In the entries below, which lines run from the one containing "Emit a component" to the one containing "import React from 'react';"? Copy exactly those lines, ends included, and no others.

Extracted data:
————
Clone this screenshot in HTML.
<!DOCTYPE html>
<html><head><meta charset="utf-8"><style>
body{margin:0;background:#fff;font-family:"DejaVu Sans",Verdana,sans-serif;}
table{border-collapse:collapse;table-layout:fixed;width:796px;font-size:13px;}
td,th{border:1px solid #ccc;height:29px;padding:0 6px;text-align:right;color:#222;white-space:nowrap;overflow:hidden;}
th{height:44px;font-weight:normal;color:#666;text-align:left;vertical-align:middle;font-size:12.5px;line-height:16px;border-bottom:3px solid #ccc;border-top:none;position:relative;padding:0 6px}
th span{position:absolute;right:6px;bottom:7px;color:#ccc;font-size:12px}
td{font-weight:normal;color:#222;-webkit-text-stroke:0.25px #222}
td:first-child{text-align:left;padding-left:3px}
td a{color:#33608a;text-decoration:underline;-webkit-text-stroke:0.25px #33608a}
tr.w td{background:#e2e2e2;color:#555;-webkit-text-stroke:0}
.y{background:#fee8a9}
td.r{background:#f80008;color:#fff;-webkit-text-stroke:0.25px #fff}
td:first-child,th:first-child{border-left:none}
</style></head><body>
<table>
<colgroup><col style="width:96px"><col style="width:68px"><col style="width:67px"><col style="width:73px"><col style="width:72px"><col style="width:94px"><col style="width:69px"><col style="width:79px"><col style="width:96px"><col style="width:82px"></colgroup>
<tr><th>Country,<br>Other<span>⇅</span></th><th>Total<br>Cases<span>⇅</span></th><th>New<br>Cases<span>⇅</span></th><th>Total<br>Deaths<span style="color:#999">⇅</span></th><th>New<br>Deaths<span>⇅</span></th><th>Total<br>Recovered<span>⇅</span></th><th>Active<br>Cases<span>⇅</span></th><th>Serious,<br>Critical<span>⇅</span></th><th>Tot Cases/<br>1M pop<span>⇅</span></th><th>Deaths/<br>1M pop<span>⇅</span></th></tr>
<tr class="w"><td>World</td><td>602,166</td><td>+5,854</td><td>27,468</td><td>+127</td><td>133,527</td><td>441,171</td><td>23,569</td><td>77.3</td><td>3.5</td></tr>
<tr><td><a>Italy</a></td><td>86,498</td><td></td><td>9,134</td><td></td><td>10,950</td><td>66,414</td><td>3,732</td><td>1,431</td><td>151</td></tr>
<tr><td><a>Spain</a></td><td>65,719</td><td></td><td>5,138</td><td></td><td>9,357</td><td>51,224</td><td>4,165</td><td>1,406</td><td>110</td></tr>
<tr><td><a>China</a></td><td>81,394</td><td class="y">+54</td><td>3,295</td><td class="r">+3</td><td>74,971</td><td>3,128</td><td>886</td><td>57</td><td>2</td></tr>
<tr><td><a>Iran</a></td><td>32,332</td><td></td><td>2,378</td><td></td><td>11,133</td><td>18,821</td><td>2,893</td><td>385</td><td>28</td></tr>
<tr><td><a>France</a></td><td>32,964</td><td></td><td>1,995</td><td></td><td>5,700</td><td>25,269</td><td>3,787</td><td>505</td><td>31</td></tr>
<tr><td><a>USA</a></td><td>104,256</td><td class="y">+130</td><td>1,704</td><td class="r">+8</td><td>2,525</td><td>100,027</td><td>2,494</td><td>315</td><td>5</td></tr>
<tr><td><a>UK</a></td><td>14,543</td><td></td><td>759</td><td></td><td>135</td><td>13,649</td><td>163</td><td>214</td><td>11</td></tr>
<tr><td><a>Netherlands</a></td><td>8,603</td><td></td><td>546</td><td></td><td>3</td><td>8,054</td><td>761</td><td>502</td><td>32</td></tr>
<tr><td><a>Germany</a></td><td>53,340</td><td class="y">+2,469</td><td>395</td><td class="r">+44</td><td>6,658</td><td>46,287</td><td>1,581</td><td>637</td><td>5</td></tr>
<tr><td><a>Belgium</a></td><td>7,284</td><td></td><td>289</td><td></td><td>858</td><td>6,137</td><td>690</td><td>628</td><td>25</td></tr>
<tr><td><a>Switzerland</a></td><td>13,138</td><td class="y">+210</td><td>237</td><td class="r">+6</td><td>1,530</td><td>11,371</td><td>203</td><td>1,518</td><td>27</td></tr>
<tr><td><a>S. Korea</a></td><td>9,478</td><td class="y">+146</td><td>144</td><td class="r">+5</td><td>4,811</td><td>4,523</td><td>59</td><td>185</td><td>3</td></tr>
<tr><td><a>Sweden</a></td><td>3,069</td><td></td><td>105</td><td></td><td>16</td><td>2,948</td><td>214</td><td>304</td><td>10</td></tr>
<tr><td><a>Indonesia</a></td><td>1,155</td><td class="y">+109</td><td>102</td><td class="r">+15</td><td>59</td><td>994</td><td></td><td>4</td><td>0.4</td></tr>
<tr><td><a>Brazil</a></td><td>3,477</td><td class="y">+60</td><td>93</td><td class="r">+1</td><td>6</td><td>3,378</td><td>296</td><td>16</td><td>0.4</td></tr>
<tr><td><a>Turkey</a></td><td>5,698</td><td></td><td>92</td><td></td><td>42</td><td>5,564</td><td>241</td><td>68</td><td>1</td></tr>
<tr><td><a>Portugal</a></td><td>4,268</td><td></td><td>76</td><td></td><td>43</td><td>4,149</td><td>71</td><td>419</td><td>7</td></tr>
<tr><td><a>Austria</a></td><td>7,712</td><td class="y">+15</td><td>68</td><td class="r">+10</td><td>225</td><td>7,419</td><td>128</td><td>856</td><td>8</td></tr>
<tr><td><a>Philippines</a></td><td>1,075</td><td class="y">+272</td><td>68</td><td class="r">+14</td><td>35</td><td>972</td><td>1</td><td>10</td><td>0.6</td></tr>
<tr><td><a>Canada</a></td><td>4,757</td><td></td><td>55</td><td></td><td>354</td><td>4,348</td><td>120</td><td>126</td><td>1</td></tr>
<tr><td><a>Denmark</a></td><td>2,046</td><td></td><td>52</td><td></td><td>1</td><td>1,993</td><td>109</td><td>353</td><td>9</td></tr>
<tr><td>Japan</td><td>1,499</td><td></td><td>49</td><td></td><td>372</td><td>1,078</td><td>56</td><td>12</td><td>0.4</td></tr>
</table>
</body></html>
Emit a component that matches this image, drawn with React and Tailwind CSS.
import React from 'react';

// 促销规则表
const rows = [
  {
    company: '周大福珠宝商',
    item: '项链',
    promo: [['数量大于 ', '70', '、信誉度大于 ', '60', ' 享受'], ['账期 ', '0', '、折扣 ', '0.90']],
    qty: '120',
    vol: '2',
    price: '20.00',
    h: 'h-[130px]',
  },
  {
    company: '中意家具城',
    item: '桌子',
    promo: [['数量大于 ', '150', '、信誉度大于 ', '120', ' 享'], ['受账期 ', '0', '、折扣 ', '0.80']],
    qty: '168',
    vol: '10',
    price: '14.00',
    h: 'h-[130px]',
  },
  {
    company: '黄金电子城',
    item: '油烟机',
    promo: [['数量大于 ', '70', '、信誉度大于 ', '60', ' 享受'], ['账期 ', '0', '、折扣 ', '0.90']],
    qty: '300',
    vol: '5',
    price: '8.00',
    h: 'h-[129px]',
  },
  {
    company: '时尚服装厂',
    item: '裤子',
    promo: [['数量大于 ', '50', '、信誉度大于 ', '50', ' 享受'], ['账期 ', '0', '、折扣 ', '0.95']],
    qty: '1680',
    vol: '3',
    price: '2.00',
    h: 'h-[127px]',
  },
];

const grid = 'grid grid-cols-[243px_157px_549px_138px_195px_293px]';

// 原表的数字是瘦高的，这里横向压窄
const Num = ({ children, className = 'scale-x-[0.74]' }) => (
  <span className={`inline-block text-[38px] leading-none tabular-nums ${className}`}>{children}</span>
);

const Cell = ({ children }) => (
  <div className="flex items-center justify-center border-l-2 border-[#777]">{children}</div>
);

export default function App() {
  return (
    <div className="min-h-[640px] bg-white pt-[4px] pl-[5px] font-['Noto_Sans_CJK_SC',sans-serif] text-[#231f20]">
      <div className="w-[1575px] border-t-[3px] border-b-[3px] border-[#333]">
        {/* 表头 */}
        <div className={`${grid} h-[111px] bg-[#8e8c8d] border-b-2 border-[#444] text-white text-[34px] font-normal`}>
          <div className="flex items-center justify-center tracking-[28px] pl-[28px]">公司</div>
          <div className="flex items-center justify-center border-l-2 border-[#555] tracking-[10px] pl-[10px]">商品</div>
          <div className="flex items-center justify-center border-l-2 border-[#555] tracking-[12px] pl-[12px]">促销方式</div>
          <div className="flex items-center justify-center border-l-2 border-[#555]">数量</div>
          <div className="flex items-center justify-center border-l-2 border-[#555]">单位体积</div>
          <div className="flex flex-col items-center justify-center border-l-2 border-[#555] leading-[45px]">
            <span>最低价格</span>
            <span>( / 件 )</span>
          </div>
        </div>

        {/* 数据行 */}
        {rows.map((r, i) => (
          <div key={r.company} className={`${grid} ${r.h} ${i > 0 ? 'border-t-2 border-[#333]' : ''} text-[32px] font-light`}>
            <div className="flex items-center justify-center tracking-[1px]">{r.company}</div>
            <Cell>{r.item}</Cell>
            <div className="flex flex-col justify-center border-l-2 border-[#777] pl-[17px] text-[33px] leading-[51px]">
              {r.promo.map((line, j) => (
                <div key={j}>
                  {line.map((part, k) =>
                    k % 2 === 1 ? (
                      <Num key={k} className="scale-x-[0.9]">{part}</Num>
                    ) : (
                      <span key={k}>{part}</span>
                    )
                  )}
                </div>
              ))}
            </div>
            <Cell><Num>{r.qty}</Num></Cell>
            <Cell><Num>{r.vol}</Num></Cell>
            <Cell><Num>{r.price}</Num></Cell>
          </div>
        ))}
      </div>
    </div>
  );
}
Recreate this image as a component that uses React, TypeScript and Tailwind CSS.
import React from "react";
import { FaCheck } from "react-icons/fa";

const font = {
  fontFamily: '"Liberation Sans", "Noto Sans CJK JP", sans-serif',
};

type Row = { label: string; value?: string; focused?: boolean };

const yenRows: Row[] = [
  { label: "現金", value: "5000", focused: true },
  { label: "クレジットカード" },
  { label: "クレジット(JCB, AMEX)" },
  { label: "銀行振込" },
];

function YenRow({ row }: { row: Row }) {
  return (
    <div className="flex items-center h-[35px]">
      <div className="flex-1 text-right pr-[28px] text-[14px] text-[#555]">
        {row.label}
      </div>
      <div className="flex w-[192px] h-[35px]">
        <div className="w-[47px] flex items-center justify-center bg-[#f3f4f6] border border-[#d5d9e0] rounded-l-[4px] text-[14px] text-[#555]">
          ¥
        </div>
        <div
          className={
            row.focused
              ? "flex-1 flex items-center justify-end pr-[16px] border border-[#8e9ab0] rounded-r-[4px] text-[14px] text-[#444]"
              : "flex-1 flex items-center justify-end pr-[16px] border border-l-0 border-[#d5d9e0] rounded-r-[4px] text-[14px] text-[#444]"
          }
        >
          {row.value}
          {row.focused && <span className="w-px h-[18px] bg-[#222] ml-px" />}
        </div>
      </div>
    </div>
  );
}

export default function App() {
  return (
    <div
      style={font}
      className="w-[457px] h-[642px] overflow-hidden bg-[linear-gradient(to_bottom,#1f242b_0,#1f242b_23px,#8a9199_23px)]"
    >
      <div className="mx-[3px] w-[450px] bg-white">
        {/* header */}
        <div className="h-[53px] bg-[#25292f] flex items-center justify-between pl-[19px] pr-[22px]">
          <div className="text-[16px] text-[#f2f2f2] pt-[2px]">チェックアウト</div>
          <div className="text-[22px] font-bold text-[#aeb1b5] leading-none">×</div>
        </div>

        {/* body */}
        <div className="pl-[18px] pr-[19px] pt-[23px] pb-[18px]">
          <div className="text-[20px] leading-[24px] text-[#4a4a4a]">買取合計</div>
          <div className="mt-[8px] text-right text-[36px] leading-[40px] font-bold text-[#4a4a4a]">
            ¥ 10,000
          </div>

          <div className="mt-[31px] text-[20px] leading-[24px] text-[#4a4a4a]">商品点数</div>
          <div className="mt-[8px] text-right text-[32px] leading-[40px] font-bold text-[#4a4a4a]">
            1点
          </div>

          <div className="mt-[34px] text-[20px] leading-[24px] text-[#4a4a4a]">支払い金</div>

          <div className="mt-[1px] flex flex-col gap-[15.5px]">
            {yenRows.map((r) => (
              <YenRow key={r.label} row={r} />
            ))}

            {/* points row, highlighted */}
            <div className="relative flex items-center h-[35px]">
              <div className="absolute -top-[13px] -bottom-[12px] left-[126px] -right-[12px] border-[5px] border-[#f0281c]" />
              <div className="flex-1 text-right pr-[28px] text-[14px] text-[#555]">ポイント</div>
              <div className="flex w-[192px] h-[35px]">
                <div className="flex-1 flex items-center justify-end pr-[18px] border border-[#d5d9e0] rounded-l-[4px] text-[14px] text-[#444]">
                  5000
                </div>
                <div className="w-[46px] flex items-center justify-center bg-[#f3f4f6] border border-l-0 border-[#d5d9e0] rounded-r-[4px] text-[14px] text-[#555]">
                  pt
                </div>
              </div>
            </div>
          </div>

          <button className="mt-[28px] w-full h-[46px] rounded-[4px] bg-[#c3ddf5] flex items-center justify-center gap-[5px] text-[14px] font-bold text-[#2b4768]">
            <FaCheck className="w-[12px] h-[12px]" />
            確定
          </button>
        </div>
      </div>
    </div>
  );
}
————
Full response:
Emit a component that matches this image, drawn with React and Tailwind CSS.
import React from 'react';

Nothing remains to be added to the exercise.